## Begin DATA FOR PROCESSING

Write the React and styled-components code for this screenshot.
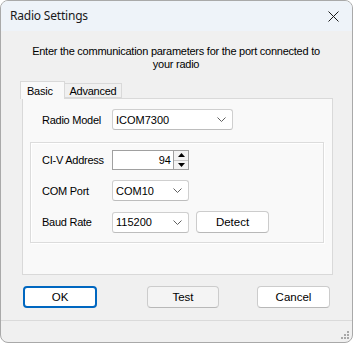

## End DATA FOR PROCESSING
## Begin DATA FOR PROCESSING

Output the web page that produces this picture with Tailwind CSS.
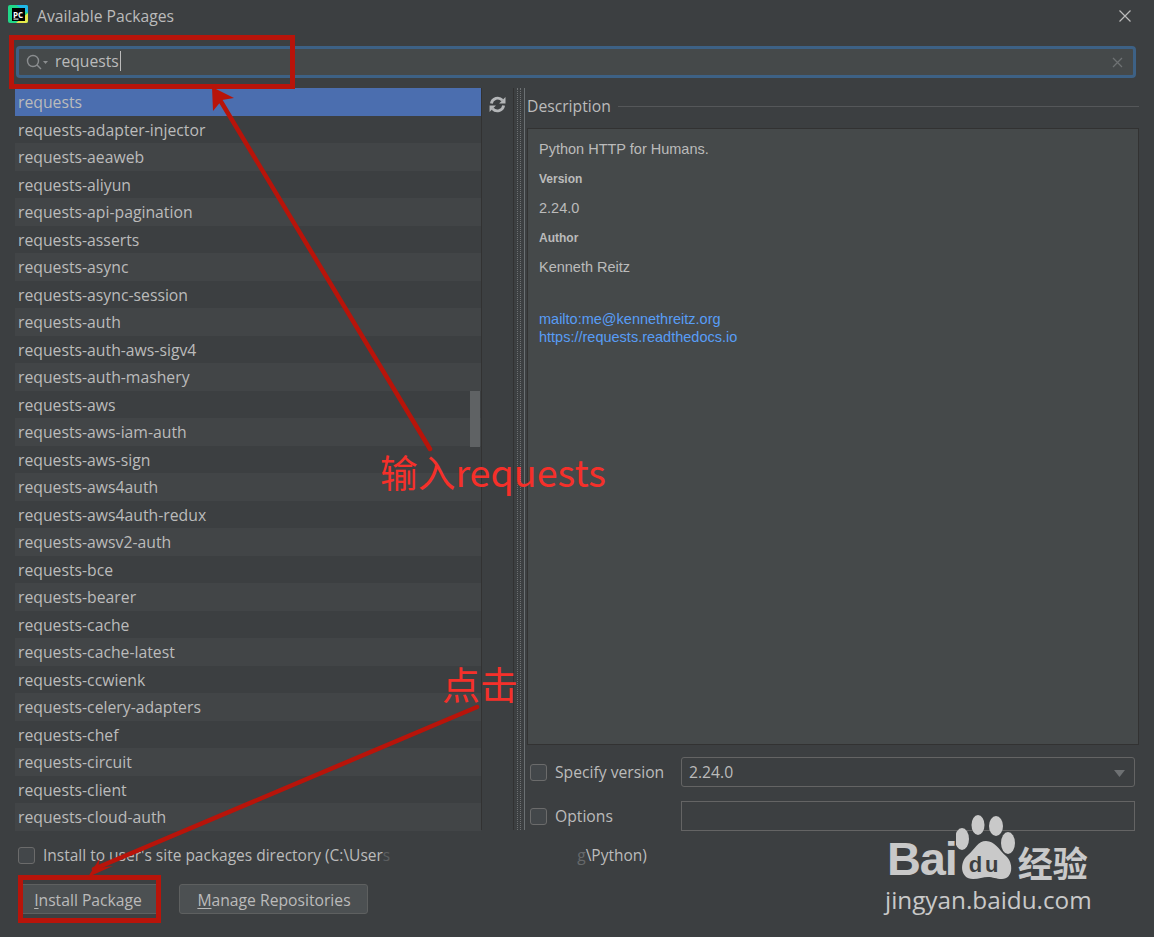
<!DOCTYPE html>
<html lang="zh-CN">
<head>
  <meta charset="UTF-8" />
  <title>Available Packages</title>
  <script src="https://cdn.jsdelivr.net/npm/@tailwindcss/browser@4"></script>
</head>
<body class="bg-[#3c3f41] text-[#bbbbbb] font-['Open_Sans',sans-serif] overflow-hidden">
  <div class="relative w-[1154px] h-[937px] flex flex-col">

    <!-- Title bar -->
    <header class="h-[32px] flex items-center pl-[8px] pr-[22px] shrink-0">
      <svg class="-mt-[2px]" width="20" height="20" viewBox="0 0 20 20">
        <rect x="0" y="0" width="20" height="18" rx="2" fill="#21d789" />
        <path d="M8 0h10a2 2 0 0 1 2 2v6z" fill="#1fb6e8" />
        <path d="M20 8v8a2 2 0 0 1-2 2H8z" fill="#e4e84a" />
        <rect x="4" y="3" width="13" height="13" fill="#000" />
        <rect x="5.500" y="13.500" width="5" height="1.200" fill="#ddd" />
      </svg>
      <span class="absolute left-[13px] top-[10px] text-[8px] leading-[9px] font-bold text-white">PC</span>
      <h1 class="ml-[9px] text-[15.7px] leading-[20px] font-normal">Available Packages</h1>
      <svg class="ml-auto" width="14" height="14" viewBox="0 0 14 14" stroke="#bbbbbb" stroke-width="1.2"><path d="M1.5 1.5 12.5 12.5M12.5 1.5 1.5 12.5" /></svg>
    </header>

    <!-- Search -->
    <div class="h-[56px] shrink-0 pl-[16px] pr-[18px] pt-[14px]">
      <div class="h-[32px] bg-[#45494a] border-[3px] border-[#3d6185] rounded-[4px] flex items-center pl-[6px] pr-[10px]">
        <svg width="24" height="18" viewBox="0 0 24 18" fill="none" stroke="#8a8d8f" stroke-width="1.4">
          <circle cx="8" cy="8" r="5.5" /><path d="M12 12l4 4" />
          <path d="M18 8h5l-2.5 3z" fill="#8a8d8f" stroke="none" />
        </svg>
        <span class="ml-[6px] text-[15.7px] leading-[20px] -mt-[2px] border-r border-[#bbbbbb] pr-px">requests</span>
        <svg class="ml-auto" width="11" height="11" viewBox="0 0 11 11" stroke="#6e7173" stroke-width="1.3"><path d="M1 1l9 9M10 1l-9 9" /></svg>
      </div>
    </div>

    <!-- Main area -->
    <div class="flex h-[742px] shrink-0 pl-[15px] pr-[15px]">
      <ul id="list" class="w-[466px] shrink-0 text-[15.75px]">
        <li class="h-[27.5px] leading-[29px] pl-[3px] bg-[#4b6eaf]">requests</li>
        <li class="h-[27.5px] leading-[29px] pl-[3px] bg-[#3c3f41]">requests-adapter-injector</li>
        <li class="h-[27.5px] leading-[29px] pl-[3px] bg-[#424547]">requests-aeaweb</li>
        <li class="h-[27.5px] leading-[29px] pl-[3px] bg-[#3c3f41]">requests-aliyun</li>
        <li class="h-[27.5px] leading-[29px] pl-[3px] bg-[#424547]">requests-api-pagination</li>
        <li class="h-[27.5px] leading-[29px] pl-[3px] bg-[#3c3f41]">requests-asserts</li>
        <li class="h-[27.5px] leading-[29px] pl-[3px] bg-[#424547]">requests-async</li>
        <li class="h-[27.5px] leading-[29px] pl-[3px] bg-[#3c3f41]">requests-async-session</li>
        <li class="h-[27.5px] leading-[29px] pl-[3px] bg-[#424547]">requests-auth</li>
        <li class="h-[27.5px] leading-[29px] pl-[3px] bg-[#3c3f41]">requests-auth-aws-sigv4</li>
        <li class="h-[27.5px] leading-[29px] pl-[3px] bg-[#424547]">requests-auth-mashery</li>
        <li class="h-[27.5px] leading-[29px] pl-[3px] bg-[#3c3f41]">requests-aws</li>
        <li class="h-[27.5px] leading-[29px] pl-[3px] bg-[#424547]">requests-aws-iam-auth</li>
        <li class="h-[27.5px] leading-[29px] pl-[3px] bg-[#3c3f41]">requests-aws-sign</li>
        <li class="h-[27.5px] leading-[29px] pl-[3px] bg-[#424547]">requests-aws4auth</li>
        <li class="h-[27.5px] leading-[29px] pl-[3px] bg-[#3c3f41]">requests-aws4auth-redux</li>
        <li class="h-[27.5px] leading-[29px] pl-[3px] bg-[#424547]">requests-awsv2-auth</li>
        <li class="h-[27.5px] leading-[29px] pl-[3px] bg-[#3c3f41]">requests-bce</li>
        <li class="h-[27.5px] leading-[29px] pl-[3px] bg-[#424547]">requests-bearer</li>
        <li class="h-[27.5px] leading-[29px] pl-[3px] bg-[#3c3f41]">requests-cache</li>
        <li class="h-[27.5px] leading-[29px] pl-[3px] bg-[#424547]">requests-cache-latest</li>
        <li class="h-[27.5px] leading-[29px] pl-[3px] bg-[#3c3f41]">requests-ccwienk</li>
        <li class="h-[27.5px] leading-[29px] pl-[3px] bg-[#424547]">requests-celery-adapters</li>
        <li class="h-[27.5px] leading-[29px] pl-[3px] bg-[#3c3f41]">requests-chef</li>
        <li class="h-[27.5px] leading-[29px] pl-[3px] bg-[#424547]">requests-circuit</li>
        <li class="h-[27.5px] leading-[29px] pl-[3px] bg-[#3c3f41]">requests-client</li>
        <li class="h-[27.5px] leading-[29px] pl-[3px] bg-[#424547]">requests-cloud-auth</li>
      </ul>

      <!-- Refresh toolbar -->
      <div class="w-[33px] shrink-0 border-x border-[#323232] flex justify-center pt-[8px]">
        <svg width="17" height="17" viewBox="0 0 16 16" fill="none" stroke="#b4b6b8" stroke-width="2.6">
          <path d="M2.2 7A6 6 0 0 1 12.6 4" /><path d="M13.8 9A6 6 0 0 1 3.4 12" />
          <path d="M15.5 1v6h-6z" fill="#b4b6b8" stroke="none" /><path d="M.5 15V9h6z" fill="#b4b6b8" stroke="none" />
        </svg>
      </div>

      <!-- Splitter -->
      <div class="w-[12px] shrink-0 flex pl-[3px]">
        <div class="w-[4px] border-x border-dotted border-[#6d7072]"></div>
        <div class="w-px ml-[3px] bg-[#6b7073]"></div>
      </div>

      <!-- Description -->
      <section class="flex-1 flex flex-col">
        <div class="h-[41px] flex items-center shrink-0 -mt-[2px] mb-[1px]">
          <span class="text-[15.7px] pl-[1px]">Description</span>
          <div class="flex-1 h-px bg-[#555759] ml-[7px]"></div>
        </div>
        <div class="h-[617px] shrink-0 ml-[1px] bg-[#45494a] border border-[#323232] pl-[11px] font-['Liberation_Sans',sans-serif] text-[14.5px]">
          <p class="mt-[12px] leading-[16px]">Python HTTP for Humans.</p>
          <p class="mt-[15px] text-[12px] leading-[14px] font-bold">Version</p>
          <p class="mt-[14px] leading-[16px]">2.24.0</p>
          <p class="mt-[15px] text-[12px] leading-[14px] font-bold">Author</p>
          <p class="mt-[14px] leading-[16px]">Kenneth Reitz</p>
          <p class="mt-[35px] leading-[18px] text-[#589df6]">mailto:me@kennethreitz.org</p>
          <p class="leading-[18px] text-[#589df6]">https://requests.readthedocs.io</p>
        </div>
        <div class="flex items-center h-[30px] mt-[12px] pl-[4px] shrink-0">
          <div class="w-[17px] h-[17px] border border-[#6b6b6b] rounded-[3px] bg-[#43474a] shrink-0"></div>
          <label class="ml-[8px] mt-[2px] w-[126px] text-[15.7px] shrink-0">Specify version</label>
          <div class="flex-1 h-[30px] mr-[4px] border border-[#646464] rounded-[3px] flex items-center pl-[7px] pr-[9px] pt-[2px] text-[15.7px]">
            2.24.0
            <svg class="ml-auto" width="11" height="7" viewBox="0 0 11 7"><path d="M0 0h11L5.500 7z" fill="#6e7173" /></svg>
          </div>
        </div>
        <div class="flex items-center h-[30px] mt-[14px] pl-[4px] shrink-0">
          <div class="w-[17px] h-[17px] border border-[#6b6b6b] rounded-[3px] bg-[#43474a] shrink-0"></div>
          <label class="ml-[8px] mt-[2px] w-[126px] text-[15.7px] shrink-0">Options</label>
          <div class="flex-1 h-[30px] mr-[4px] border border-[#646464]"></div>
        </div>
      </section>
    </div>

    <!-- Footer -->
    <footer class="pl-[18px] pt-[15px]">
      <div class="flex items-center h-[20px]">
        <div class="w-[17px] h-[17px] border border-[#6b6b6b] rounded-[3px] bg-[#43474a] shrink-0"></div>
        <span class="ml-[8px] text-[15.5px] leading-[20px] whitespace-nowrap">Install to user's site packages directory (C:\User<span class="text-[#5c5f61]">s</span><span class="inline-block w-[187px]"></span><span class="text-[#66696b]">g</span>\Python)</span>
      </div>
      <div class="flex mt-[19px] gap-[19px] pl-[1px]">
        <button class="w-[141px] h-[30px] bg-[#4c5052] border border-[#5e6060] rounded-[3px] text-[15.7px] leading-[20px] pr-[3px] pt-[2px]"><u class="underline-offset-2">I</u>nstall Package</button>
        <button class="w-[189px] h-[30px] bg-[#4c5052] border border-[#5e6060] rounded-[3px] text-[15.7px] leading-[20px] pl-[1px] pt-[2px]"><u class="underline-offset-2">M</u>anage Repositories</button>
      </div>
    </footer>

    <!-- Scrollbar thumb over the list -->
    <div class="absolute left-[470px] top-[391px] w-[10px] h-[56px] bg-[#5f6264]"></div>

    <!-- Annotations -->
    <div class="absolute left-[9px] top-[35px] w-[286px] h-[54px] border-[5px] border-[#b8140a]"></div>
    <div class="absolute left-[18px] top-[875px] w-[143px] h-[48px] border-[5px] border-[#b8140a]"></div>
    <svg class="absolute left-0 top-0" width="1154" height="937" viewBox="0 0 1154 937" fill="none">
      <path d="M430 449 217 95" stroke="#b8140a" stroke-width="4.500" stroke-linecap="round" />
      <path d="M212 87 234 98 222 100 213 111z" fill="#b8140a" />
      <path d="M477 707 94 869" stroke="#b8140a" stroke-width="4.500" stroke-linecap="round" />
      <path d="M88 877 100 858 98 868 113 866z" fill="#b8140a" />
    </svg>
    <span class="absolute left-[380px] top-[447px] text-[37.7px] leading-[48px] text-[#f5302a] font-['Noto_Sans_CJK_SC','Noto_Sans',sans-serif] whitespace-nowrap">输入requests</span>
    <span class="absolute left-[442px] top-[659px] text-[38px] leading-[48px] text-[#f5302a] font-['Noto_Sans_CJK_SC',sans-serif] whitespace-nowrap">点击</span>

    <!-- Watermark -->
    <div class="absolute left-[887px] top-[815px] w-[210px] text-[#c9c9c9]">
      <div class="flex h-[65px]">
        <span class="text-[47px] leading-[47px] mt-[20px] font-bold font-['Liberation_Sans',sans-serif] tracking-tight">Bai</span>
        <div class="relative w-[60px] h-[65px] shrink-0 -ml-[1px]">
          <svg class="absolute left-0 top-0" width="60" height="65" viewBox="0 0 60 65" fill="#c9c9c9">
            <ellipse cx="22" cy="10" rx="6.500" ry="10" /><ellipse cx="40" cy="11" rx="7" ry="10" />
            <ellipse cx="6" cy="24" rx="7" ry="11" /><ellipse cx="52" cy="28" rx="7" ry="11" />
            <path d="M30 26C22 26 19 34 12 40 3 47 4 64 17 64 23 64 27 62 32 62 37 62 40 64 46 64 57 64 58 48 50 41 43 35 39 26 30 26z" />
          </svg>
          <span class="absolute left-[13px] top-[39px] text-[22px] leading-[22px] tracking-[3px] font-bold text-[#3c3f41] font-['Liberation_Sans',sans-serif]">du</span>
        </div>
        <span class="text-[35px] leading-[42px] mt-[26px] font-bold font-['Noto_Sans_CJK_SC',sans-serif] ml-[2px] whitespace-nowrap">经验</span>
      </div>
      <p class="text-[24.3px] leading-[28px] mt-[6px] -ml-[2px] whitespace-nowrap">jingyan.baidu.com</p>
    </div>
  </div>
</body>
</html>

## End DATA FOR PROCESSING
## Begin DATA FOR PROCESSING

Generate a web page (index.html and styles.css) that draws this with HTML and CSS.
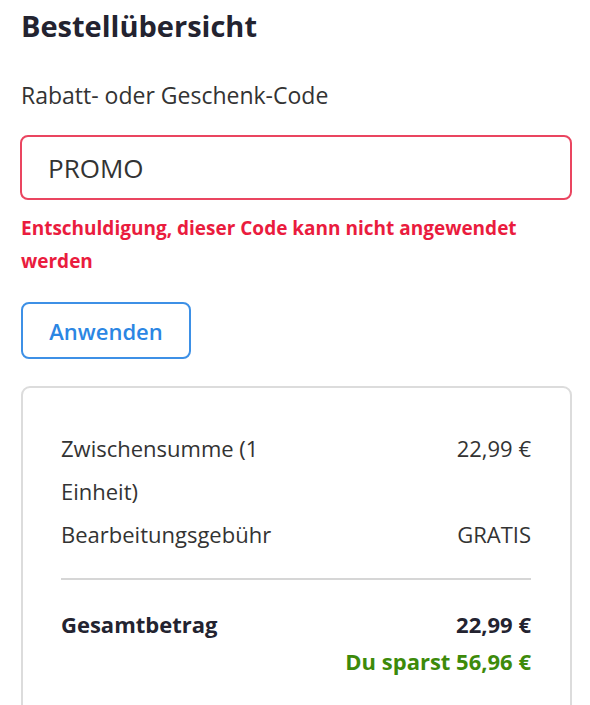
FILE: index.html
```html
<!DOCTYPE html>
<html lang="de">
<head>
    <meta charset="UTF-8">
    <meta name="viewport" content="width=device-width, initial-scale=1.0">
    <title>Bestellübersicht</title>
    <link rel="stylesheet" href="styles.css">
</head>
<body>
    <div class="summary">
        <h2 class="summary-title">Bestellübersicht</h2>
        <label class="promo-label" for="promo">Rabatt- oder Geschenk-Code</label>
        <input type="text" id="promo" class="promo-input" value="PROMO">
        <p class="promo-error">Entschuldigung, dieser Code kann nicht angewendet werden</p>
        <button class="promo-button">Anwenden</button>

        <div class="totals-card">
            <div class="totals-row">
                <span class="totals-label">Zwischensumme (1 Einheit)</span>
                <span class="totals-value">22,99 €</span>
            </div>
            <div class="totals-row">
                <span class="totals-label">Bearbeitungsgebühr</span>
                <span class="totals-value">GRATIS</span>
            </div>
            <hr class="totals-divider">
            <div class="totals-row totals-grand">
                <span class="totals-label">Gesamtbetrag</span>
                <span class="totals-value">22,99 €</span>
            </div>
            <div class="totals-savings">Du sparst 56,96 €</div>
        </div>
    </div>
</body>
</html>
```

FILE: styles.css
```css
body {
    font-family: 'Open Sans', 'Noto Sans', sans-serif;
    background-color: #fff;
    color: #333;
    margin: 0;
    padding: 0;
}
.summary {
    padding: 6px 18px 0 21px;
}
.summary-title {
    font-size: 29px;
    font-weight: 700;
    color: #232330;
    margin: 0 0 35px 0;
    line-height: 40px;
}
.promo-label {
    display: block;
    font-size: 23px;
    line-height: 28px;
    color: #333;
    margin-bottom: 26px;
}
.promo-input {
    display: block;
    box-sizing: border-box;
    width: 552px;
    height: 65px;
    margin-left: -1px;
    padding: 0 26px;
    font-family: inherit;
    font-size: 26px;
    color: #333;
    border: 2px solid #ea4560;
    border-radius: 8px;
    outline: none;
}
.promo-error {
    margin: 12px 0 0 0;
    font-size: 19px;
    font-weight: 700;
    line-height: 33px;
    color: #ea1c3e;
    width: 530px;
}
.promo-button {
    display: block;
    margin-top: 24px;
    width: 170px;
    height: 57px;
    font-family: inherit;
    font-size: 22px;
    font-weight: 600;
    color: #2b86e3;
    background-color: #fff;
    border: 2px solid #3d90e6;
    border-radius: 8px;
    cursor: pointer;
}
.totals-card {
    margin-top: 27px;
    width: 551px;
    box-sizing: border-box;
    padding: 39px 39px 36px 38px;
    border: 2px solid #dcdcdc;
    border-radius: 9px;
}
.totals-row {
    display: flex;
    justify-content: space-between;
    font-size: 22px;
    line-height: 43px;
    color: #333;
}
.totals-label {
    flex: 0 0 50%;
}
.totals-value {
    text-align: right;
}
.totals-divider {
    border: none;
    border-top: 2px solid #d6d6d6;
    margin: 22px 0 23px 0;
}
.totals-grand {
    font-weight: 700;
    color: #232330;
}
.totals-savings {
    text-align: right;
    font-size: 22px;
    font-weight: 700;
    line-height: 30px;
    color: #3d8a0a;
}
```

## End DATA FOR PROCESSING

▶ [OBJECTIVE]: Starting at the line with "Output the web" and ending at the line with "w-[1154px] h-[937px] flex", copy each line exactly, both ends included. Do not copy the pictures.

▶ [PROBLEM SOLUTION]:
Output the web page that produces this picture with Tailwind CSS.
<!DOCTYPE html>
<html lang="zh-CN">
<head>
  <meta charset="UTF-8" />
  <title>Available Packages</title>
  <script src="https://cdn.jsdelivr.net/npm/@tailwindcss/browser@4"></script>
</head>
<body class="bg-[#3c3f41] text-[#bbbbbb] font-['Open_Sans',sans-serif] overflow-hidden">
  <div class="relative w-[1154px] h-[937px] flex flex-col">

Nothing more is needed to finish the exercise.